8 CFR 241.8 – Reinstatement of removal orders
(a) Applicability. An alien who illegally reenters the United States after having been removed, or having departed voluntarily, while under an order of exclusion, deportation, or removal shall be removed from the United States by reinstating the prior order. The alien has no right to a hearing before an immigration judge in such circumstances. In establishing whether an alien is subject to this section, the immigration officer shall determine the following:
(1) Whether the alien has been subject to a prior order of removal. The immigration officer must obtain the prior order of exclusion, deportation, or removal relating to the alien.
(2) The identity of the alien, i.e., whether the alien is in fact an alien who was previously removed, or who departed voluntarily while under an order of exclusion, deportation, or removal. In disputed cases, verification of identity shall be accomplished by a comparison of fingerprints between those of the previously excluded, deported, or removed alien contained in Service records and those of the subject alien. In the absence of fingerprints in a disputed case the alien shall not be removed pursuant to this paragraph.

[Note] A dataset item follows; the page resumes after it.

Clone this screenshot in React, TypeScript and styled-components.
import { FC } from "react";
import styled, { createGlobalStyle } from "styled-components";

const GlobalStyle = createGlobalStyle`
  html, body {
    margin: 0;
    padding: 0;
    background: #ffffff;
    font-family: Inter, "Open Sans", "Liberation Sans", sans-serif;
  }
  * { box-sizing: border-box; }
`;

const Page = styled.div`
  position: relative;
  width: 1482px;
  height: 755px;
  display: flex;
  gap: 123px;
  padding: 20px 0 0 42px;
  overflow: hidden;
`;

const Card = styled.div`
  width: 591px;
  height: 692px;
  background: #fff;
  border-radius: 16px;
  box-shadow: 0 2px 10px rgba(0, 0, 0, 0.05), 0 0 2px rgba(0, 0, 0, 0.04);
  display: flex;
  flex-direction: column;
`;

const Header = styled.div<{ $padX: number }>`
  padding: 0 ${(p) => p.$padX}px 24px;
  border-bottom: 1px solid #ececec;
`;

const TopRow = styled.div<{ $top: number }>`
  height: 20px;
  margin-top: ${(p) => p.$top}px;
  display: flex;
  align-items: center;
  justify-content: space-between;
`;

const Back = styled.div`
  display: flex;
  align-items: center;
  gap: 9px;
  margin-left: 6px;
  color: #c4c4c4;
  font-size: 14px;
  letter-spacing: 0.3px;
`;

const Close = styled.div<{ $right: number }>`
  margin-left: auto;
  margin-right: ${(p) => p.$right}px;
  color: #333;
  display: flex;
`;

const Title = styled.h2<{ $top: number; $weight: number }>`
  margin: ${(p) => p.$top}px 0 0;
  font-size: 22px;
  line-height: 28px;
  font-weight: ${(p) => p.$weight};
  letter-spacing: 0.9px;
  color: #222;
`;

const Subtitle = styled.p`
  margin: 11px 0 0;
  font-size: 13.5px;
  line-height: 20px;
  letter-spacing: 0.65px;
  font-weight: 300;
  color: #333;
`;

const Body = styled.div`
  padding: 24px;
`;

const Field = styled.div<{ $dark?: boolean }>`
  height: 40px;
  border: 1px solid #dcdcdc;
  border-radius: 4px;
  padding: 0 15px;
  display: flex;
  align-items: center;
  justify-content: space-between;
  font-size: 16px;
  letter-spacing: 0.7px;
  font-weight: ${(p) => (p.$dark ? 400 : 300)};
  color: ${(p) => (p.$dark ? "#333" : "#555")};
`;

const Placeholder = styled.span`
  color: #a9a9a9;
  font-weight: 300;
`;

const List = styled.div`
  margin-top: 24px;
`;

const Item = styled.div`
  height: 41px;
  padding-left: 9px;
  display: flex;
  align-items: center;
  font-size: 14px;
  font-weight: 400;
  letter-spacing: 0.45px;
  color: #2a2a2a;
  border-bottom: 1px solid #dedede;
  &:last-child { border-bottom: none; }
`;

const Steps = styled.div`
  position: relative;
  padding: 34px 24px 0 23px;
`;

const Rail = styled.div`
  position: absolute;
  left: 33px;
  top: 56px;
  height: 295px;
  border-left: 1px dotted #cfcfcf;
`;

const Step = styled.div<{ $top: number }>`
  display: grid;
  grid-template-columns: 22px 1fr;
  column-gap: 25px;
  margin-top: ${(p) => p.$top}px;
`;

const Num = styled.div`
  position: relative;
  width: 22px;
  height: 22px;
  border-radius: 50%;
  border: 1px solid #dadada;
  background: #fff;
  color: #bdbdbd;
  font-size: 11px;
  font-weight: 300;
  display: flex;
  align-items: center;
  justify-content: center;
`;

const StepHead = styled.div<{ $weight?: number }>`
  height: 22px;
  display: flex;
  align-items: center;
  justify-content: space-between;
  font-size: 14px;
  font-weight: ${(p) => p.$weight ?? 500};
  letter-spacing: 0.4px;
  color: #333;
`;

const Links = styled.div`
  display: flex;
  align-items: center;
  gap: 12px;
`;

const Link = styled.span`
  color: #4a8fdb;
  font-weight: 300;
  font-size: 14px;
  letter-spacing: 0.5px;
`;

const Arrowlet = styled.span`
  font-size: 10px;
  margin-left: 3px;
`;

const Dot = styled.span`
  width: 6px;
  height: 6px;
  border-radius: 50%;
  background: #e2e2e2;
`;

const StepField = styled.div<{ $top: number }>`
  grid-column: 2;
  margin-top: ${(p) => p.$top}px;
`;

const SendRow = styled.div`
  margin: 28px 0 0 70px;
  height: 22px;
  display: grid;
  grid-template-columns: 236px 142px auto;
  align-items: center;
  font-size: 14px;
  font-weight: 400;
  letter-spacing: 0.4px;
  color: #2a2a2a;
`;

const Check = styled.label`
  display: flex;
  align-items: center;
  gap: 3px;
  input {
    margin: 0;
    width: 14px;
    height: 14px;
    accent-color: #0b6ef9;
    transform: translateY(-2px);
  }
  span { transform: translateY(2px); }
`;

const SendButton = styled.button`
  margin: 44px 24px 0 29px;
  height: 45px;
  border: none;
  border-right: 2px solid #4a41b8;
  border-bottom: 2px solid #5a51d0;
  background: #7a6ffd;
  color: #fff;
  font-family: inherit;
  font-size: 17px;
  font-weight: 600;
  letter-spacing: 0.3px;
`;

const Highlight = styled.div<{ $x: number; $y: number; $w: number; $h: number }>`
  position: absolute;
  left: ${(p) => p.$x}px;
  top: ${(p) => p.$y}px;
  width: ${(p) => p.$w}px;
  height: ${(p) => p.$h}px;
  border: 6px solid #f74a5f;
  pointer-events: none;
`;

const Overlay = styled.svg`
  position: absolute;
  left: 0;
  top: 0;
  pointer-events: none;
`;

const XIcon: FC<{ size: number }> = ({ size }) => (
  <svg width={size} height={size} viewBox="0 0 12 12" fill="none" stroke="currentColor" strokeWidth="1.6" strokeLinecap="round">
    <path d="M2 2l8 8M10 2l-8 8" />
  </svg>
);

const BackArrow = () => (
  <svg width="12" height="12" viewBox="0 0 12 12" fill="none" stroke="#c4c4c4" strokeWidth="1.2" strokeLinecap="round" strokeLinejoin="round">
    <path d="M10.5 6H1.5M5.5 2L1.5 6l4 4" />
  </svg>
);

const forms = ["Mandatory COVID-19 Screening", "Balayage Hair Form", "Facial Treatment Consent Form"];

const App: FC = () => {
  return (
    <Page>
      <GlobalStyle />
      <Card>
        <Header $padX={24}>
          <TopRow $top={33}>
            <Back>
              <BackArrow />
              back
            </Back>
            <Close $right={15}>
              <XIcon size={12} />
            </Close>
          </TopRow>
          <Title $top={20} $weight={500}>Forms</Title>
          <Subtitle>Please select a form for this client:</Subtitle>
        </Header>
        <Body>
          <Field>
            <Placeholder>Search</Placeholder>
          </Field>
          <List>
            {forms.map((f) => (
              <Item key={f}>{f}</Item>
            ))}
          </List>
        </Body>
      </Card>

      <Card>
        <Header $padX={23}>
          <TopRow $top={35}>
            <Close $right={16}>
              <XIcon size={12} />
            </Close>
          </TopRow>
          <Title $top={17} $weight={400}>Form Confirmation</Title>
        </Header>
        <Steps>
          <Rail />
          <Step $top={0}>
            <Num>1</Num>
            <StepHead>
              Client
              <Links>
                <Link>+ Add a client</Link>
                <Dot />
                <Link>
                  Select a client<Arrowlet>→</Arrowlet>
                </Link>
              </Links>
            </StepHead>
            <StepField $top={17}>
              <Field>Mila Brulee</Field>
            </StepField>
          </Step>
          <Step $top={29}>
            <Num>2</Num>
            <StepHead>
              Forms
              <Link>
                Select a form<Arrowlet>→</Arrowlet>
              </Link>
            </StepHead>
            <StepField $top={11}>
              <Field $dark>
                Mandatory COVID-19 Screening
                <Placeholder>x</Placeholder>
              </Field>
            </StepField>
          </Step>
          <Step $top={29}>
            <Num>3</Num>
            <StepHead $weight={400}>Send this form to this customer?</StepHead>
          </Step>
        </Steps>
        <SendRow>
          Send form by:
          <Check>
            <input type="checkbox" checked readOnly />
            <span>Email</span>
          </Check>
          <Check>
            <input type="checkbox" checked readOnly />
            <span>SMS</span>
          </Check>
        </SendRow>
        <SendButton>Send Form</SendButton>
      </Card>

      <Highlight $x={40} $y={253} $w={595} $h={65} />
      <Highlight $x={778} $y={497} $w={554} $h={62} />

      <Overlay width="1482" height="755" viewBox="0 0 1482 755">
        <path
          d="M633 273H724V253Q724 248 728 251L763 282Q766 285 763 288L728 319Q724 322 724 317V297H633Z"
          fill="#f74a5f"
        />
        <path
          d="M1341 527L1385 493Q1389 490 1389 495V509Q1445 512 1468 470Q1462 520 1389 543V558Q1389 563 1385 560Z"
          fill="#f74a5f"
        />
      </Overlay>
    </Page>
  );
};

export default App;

(3) Whether the alien unlawfully reentered the United States. In making this determination, the officer shall consider all relevant evidence, including statements made by the alien and any evidence in the alien’s possession. The immigration officer shall attempt to verify an alien’s claim, if any, that he or she was lawfully admitted, which shall include a check of Service data systems available to the officer.

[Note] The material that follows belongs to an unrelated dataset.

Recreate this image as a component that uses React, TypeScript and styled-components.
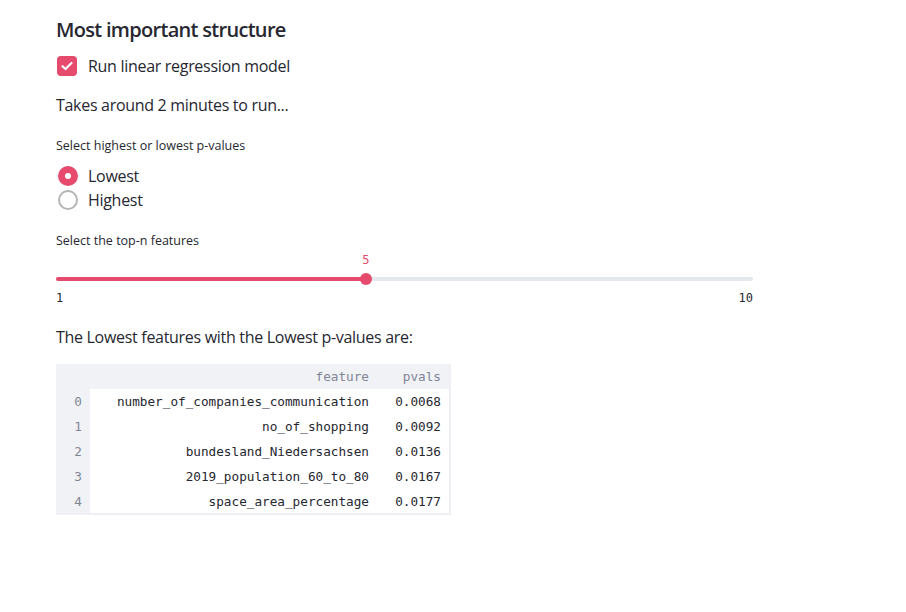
import React from "react";
import styled, { createGlobalStyle } from "styled-components";

const PRIMARY = "#e64a6d";
const TEXT = "#262730";
const MONO = `"DejaVu Sans Mono", "Liberation Mono", monospace`;

const Global = createGlobalStyle`
  html, body { margin: 0; padding: 0; background: #fff; }
  body { font-family: "Open Sans", "Noto Sans", sans-serif; color: ${TEXT}; }
  * { box-sizing: border-box; }
`;

const Page = styled.div`
  width: 906px;
  height: 612px;
  padding: 16px 0 0 56px;
  display: flex;
  flex-direction: column;
`;

const Title = styled.h2`
  margin: 0;
  font-size: 20px;
  font-weight: 600;
  line-height: 28px;
  letter-spacing: -0.7px;
`;

const OptionRow = styled.label<{ $top?: number }>`
  display: flex;
  align-items: center;
  gap: 11px;
  height: 24px;
  margin-top: ${(p) => p.$top ?? 0}px;
  font-size: 16px;
  line-height: 24px;
  letter-spacing: -0.3px;
`;

const CheckBox = styled.span`
  width: 20px;
  height: 20px;
  margin-left: 1px;
  border-radius: 4px;
  background: ${PRIMARY};
  display: flex;
  align-items: center;
  justify-content: center;
`;

const Radio = styled.span<{ $on?: boolean }>`
  width: 20px;
  height: 20px;
  margin-left: 2px;
  margin-right: -1px;
  border-radius: 50%;
  display: flex;
  align-items: center;
  justify-content: center;
  background: ${(p) => (p.$on ? PRIMARY : "#fff")};
  border: ${(p) => (p.$on ? "none" : "2px solid #b5b5b8")};
  &::after {
    content: "";
    display: ${(p) => (p.$on ? "block" : "none")};
    width: 6px;
    height: 6px;
    border-radius: 50%;
    background: #fff;
  }
`;

const Para = styled.p<{ $top: number }>`
  margin: ${(p) => p.$top}px 0 0;
  font-size: 16px;
  line-height: 24px;
  letter-spacing: -0.3px;
`;

const Label = styled.div<{ $top: number }>`
  margin-top: ${(p) => p.$top}px;
  font-size: 12.5px;
  line-height: 16px;
`;

const SliderBox = styled.div`
  width: 697px;
  margin-top: 2px;
  display: flex;
  flex-direction: column;
`;

const ValueRow = styled.div`
  position: relative;
  height: 22px;
`;

const ValueText = styled.span`
  position: absolute;
  top: 2px;
  transform: translateX(-50%);
  font-family: ${MONO};
  font-size: 12px;
  color: ${PRIMARY};
`;

const Track = styled.div`
  position: relative;
  height: 4px;
  border-radius: 2px;
  background: #e6e8ef;
  margin-top: 4px;
`;

const Fill = styled.div`
  height: 100%;
  border-radius: 2px;
  background: ${PRIMARY};
`;

const Thumb = styled.div`
  position: absolute;
  top: 50%;
  width: 12px;
  height: 12px;
  border-radius: 50%;
  background: ${PRIMARY};
  transform: translate(-50%, -50%);
`;

const TickRow = styled.div`
  display: flex;
  justify-content: space-between;
  margin-top: 9px;
  font-family: ${MONO};
  font-size: 12px;
  line-height: 16px;
`;

const Table = styled.table`
  margin-top: 15px;
  border-collapse: collapse;
  font-family: ${MONO};
  font-size: 12.7px;
  border-right: 2px solid #eef0f4;
  border-bottom: 2px solid #eef0f4;
  width: 395px;
`;

const HeadCell = styled.th<{ $w?: number }>`
  background: #f0f2f6;
  color: #808495;
  font-weight: 400;
  text-align: right;
  height: 25px;
  padding: 0 8px;
  width: ${(p) => (p.$w ? `${p.$w}px` : "auto")};
`;

const IndexCell = styled.td`
  background: #f0f2f6;
  color: #808495;
  text-align: right;
  height: 25px;
  padding: 0 8px;
`;

const Cell = styled.td`
  text-align: right;
  height: 25px;
  padding: 0 8px;
  color: ${TEXT};
`;

const rows: [string, string][] = [
  ["number_of_companies_communication", "0.0068"],
  ["no_of_shopping", "0.0092"],
  ["bundesland_Niedersachsen", "0.0136"],
  ["2019_population_60_to_80", "0.0167"],
  ["space_area_percentage", "0.0177"],
];

export default function App() {
  const pct = ((5 - 1) / 9) * 100;
  return (
    <>
      <Global />
      <Page>
        <Title>Most important structure</Title>
        <OptionRow $top={10}>
          <CheckBox>
            <svg width="12" height="10" viewBox="0 0 12 10" fill="none">
              <path d="M1.5 5.2 L4.5 8 L10.5 2" stroke="#fff" strokeWidth="2.2" strokeLinecap="round" strokeLinejoin="round" />
            </svg>
          </CheckBox>
          Run linear regression model
        </OptionRow>
        <Para $top={15}>Takes around 2 minutes to run...</Para>
        <Label $top={21}>Select highest or lowest p-values</Label>
        <OptionRow $top={10}>
          <Radio $on />
          Lowest
        </OptionRow>
        <OptionRow>
          <Radio />
          Highest
        </OptionRow>
        <Label $top={21}>Select the top-n features</Label>
        <SliderBox>
          <ValueRow>
            <ValueText style={{ left: `${pct}%` }}>5</ValueText>
          </ValueRow>
          <Track>
            <Fill style={{ width: `${pct}%` }} />
            <Thumb style={{ left: `${pct}%` }} />
          </Track>
          <TickRow>
            <span>1</span>
            <span>10</span>
          </TickRow>
        </SliderBox>
        <Para $top={19}>The Lowest features with the Lowest p-values are:</Para>
        <Table>
          <thead>
            <tr>
              <HeadCell $w={34} />
              <HeadCell>feature</HeadCell>
              <HeadCell $w={73}>pvals</HeadCell>
            </tr>
          </thead>
          <tbody>
            {rows.map(([f, v], i) => (
              <tr key={i}>
                <IndexCell>{i}</IndexCell>
                <Cell>{f}</Cell>
                <Cell>{v}</Cell>
              </tr>
            ))}
          </tbody>
        </Table>
      </Page>
    </>
  );
}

(b) Notice. If an officer determines that an alien is subject to removal under this section, he or she shall provide the alien with written notice of his or her determination. The officer shall advise the alien that he or she may make a written or oral statement contesting the determination. If the alien wishes to make such a statement, the officer shall allow the alien to do so and shall consider whether the alien’s statement warrants reconsideration of the determination.
(c) Order. If the requirements of paragraph (a) of this section are met, the alien shall be removed under the previous order of exclusion, deportation, or removal in accordance with section 241(a)(5) of the Act.
(d) Exception for applicants for benefits under section 902 of HRIFA or sections 202 or 203 of NACARA. If an alien who is otherwise subject to this section has applied for adjustment of status under either section 902 of Division A of Public Law 105-277, the Haitian Refugee Immigrant Fairness Act of 1998 (HRIFA), or section 202 of Public Law 105-100, the Nicaraguan Adjustment and Central American Relief Act (NACARA), the provisions of section 241(a)(5) of the Immigration and Nationality Act shall not apply. The immigration officer may not reinstate the prior order in accordance with this section unless and until a final decision to deny the application for adjustment has been made. If the application for adjustment of status is granted, the prior order shall be rendered moot.
(e) Exception for withholding of removal. If an alien whose prior order of removal has been reinstated under this section expresses a fear of returning to the country designated in that order, the alien shall be immediately referred to an asylum officer for an interview to determine whether the alien has a reasonable fear of persecution or torture pursuant to § 208.31 of this chapter.
(f) Execution of reinstated order. Execution of the reinstated order of removal and detention of the alien shall be administered in accordance with this part.